• _Items from a data source_:
········
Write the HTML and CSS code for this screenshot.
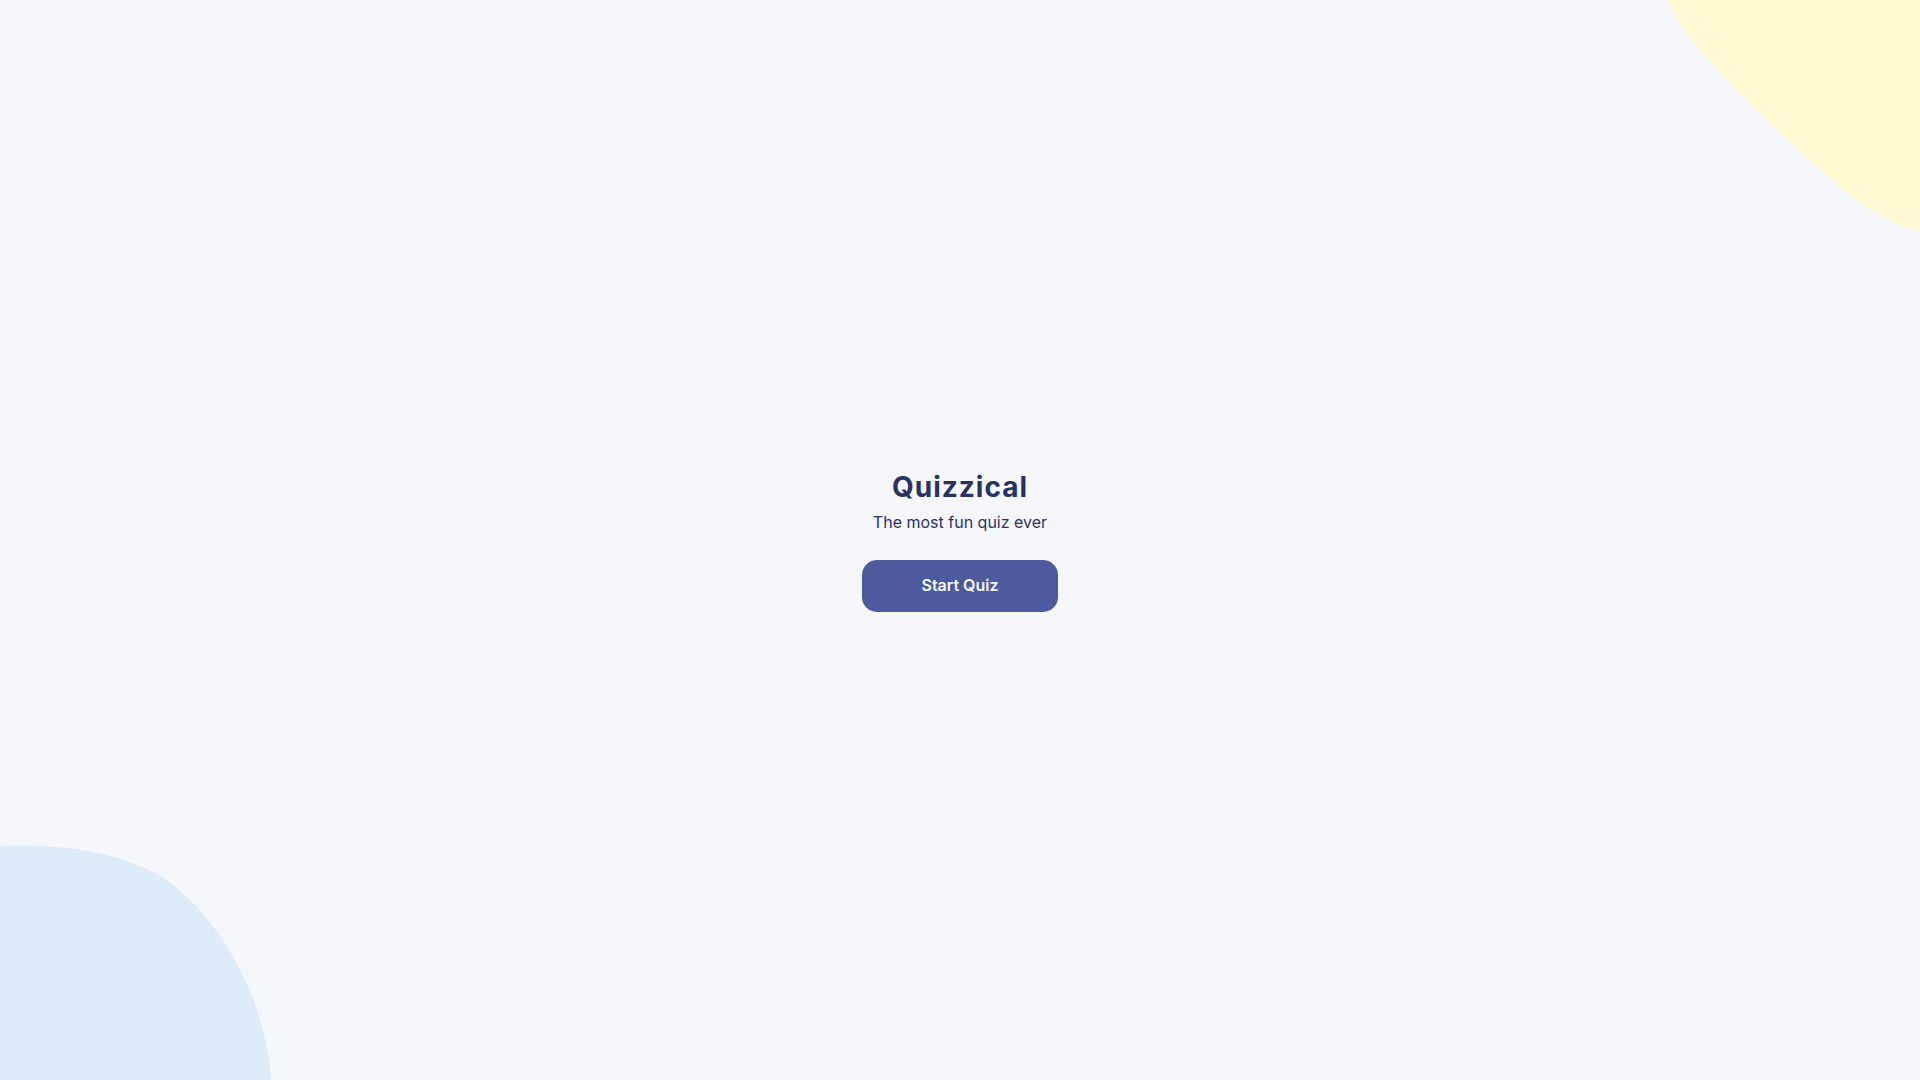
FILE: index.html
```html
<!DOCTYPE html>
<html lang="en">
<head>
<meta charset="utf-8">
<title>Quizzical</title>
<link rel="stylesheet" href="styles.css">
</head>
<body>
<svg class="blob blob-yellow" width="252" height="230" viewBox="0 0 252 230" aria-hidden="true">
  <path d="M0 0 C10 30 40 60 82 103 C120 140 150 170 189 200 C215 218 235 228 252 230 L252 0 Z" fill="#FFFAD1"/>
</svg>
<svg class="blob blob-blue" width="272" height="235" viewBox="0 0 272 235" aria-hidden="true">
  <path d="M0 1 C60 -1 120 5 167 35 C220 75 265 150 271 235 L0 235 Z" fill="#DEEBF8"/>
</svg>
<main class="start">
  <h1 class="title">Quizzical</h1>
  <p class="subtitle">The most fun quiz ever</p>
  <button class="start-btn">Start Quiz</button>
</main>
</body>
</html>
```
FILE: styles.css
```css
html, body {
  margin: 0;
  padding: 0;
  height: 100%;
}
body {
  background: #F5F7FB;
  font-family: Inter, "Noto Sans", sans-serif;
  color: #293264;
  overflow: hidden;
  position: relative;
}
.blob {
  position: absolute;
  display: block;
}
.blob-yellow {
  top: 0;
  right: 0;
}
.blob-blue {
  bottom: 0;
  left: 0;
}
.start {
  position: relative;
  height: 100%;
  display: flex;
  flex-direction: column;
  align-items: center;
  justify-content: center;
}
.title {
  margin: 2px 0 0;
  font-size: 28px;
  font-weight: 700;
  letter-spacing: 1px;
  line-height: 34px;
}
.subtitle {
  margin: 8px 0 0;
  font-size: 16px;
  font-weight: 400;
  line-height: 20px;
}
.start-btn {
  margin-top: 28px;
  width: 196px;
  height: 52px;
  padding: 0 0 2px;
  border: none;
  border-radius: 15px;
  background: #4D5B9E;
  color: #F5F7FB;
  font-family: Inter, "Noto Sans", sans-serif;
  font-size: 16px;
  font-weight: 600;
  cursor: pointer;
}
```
········
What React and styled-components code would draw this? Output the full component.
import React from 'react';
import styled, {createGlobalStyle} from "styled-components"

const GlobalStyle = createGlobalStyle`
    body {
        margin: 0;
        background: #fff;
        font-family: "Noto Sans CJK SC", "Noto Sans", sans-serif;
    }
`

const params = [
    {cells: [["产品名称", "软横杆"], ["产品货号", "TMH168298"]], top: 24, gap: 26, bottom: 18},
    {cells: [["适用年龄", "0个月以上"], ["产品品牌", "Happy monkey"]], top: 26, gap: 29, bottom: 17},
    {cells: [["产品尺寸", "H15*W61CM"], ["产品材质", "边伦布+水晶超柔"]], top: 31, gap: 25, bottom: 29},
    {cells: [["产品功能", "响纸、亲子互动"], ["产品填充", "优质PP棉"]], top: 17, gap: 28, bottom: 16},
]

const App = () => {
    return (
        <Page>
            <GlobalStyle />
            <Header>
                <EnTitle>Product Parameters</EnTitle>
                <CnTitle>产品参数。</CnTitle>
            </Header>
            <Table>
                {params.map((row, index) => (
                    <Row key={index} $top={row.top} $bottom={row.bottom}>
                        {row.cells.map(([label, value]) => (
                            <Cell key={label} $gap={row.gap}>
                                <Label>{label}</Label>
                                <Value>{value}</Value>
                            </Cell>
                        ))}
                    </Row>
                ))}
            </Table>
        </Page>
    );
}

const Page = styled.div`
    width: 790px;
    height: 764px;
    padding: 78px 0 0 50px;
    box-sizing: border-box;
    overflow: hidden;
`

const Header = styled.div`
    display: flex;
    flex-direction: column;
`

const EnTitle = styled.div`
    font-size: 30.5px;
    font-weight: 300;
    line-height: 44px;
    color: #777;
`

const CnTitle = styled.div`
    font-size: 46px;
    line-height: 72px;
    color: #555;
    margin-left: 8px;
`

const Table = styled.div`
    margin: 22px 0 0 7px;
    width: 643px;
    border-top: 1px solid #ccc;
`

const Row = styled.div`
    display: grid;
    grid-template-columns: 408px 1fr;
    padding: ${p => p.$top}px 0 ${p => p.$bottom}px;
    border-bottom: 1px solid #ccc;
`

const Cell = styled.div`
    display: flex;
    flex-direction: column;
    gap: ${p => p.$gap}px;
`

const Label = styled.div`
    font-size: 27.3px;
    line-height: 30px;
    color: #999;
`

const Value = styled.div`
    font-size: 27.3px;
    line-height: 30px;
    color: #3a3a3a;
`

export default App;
········
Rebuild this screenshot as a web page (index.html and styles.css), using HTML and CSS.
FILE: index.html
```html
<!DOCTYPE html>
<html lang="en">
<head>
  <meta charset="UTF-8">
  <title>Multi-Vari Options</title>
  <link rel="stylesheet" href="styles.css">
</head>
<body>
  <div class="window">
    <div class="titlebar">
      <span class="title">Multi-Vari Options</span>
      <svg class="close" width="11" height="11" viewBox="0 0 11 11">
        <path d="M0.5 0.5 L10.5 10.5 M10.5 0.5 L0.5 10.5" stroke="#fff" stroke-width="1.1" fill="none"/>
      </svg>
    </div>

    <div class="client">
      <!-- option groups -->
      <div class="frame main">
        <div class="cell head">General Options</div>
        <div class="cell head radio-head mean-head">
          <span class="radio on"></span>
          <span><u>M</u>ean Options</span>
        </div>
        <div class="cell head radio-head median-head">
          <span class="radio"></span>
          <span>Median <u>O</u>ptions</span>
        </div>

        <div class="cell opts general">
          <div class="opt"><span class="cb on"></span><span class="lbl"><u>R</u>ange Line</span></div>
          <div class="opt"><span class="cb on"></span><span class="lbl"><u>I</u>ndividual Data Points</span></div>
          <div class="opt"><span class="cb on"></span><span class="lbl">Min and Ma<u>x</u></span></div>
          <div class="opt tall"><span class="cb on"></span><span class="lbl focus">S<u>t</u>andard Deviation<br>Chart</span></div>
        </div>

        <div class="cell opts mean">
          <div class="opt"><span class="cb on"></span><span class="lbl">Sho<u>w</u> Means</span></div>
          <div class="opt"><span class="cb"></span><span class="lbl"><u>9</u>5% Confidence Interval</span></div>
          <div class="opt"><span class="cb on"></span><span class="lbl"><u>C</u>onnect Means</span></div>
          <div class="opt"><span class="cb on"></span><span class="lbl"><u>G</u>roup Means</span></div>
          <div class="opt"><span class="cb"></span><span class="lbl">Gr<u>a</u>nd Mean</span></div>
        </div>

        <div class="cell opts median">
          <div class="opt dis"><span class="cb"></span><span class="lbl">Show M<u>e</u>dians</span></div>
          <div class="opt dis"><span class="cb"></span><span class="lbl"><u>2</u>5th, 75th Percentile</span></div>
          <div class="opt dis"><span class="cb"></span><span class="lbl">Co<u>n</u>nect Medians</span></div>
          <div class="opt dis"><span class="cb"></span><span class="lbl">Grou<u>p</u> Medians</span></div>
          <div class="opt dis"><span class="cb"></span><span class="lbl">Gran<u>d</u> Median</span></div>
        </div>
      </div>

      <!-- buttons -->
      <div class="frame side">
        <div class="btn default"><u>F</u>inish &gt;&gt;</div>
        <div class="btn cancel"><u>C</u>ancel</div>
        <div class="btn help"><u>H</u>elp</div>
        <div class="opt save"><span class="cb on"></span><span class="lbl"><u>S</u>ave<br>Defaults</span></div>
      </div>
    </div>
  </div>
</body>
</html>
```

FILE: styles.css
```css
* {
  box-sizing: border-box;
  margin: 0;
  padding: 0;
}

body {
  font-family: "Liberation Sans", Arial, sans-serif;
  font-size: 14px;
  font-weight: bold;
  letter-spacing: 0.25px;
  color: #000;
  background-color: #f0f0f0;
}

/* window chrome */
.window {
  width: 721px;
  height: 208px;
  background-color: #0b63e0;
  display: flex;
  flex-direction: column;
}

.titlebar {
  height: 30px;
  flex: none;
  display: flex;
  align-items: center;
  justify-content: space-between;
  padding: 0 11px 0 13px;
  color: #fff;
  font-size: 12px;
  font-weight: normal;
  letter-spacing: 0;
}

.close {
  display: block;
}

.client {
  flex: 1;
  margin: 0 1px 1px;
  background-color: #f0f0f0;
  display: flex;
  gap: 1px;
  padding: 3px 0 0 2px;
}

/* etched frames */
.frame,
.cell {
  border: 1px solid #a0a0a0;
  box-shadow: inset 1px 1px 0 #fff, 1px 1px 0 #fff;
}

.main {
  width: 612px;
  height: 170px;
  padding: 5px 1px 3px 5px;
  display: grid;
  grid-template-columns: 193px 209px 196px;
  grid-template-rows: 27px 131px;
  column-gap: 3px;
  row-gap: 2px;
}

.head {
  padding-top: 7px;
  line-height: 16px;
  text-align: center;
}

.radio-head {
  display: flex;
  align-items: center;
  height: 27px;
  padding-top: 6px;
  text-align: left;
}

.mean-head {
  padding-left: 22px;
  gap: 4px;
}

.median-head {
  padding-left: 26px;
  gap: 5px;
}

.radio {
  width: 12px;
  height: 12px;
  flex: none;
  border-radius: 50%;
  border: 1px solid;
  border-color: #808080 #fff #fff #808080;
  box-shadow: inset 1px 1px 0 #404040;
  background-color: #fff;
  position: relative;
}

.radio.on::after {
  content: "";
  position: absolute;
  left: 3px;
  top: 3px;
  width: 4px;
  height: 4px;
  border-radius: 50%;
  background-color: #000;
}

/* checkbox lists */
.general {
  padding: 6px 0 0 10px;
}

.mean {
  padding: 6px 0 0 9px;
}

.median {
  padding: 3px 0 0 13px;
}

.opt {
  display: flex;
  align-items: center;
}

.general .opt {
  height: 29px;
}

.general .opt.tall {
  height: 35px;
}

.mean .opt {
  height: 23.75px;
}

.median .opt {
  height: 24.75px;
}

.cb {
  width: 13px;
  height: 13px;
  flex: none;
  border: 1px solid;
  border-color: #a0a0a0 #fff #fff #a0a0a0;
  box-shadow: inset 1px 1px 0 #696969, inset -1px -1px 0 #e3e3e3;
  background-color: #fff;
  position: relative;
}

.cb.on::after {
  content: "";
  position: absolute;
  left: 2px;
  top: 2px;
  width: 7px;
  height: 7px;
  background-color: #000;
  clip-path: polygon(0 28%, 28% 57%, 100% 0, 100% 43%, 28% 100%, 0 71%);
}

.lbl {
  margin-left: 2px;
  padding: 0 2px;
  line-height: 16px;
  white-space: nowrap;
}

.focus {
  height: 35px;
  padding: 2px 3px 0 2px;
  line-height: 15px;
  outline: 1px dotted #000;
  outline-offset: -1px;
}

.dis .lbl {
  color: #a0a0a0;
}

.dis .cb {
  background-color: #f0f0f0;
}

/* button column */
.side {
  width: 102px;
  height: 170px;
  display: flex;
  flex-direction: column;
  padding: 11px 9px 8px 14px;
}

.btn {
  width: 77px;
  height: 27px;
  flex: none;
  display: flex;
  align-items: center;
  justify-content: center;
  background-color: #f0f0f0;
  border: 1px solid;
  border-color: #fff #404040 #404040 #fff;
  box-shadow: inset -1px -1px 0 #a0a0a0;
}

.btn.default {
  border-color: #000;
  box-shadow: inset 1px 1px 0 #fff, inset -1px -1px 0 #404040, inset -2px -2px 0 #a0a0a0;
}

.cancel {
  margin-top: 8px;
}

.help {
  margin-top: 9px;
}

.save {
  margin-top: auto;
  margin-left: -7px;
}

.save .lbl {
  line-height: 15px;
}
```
········
• _Problem requirements_: List each line of the entries that holds the string "components".

• _Full solution_:
What React and styled-components code would draw this? Output the full component.
import styled, {createGlobalStyle} from "styled-components"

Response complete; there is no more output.